Para humilhar o autor ainda mais, o caso teve desdobramentos recentes, quando Paulo de Araújo veio a público contradizer o compositor Chico Buarque. O cantor de “Construção” teria escrito artigo em que afirmou não ser objeto de entrevista do biógrafo. Na Folha de S. Paulo, de 16 de outubro de 2013, o constrangimento: o biógrafo publicou foto em que aparece ao lado de Chico Buarque.
A foto se chocava com a informação de Chico, que pouco contribuiu para o debate a respeito da liberdade de expressão, fora suas músicas datadas em décadas do século passado.
Para os ministros, a maluquice dos defensores de assinatura dos biografados caracteriza-se em expressa tentativa de censura.
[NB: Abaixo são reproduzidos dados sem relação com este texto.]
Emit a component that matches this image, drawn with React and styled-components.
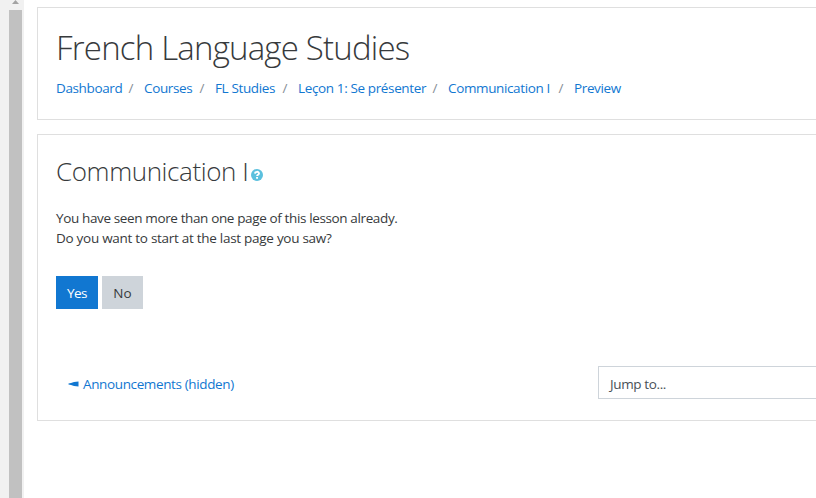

Assim, a liberdade de expressão, garantida em Constituição, seria menos importante do que a vida privada dos biografados, que a bel prazer poderiam retirar de suas vidas práticas pouco nobres ou passagens que os envergonham.
Nesta linha de pensamento é que foram dados os votos de Carmem Lúcia, Luís Roberto Barroso, Rosa Maria Weber, Luiz Fux, Dias Toffoli, Gilmar Mendes, Marco Aurélio Mello, Celso de Mello e do presidente do STF, Ricardo Lewandowski.
Ministro Luiz Fux lembrou ao advogado de defesa uma aula básica de Direito Civil: "Na medida que cresce a notoriedade da pessoa, diminui-se a sua reserva de privacidade”. E foi mais longe, comparando os artistas ao mesmo nível dos participantes de Big Brothers: “O que uma pessoa que participa de um reality show deve alegar a respeito de privacidade? Já que ela se permite ser filmada dormindo?”
O advogado das empresas de livro, Gustavo Binenbojm ampliou a causa: "Senhores ministros, essa não é uma causa apenas dos editores de livros, tampouco é uma causa que interessa apenas aos escritores e historiadores ou acadêmicos. Essa é uma causa da sociedade brasileira. É a causa de um país que tem pressa de se educar e se informar. É a causa de quem acredita que a ideia e as palavras podem mudar o mundo".